Output the material word for word. Leave each picture out.

• Supplied material
• • • • •

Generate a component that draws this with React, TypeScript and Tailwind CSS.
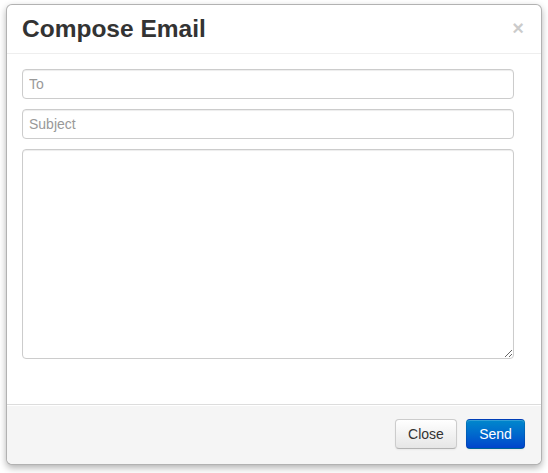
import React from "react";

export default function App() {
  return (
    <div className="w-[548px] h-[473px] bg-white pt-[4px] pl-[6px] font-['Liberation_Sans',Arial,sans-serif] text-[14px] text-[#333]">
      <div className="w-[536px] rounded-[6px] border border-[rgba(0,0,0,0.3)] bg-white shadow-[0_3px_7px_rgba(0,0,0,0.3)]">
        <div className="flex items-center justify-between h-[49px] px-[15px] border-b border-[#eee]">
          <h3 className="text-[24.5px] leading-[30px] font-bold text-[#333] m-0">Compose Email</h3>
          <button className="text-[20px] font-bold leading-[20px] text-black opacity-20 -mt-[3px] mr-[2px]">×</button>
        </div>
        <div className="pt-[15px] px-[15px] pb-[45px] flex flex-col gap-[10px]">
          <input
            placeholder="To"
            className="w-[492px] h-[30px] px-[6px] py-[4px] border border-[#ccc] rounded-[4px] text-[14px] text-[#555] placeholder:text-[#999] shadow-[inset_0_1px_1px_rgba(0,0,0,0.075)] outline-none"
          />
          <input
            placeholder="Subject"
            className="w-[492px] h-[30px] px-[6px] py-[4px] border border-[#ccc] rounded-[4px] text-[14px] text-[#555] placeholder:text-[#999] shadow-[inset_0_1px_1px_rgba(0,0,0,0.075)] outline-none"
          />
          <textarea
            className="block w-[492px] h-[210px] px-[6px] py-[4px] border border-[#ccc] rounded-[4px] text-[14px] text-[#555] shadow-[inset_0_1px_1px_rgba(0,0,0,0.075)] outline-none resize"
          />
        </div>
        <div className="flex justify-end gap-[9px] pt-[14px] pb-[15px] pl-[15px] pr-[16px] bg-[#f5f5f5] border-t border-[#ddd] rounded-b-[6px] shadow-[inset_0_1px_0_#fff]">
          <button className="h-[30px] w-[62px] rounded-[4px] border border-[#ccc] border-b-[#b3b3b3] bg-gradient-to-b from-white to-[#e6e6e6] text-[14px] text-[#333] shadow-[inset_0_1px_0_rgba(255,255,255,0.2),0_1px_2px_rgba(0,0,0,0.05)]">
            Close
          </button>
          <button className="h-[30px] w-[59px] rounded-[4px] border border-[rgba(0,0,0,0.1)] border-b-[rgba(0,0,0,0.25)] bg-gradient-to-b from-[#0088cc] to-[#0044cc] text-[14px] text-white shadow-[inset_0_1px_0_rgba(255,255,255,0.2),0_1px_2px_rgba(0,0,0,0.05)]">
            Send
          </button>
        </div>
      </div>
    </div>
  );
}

• • • • •

• Result
Generate a component that draws this with React, TypeScript and Tailwind CSS.
import React from "react";

export default function App() {
  return (
    <div className="w-[548px] h-[473px] bg-white pt-[4px] pl-[6px] font-['Liberation_Sans',Arial,sans-serif] text-[14px] text-[#333]">
      <div className="w-[536px] rounded-[6px] border border-[rgba(0,0,0,0.3)] bg-white shadow-[0_3px_7px_rgba(0,0,0,0.3)]">
        <div className="flex items-center justify-between h-[49px] px-[15px] border-b border-[#eee]">
          <h3 className="text-[24.5px] leading-[30px] font-bold text-[#333] m-0">Compose Email</h3>
          <button className="text-[20px] font-bold leading-[20px] text-black opacity-20 -mt-[3px] mr-[2px]">×</button>
        </div>
        <div className="pt-[15px] px-[15px] pb-[45px] flex flex-col gap-[10px]">
          <input
            placeholder="To"
            className="w-[492px] h-[30px] px-[6px] py-[4px] border border-[#ccc] rounded-[4px] text-[14px] text-[#555] placeholder:text-[#999] shadow-[inset_0_1px_1px_rgba(0,0,0,0.075)] outline-none"
          />
          <input
            placeholder="Subject"
            className="w-[492px] h-[30px] px-[6px] py-[4px] border border-[#ccc] rounded-[4px] text-[14px] text-[#555] placeholder:text-[#999] shadow-[inset_0_1px_1px_rgba(0,0,0,0.075)] outline-none"
          />
          <textarea
            className="block w-[492px] h-[210px] px-[6px] py-[4px] border border-[#ccc] rounded-[4px] text-[14px] text-[#555] shadow-[inset_0_1px_1px_rgba(0,0,0,0.075)] outline-none resize"
          />
        </div>
        <div className="flex justify-end gap-[9px] pt-[14px] pb-[15px] pl-[15px] pr-[16px] bg-[#f5f5f5] border-t border-[#ddd] rounded-b-[6px] shadow-[inset_0_1px_0_#fff]">
          <button className="h-[30px] w-[62px] rounded-[4px] border border-[#ccc] border-b-[#b3b3b3] bg-gradient-to-b from-white to-[#e6e6e6] text-[14px] text-[#333] shadow-[inset_0_1px_0_rgba(255,255,255,0.2),0_1px_2px_rgba(0,0,0,0.05)]">
            Close
          </button>
          <button className="h-[30px] w-[59px] rounded-[4px] border border-[rgba(0,0,0,0.1)] border-b-[rgba(0,0,0,0.25)] bg-gradient-to-b from-[#0088cc] to-[#0044cc] text-[14px] text-white shadow-[inset_0_1px_0_rgba(255,255,255,0.2),0_1px_2px_rgba(0,0,0,0.05)]">
            Send
          </button>
        </div>
      </div>
    </div>
  );
}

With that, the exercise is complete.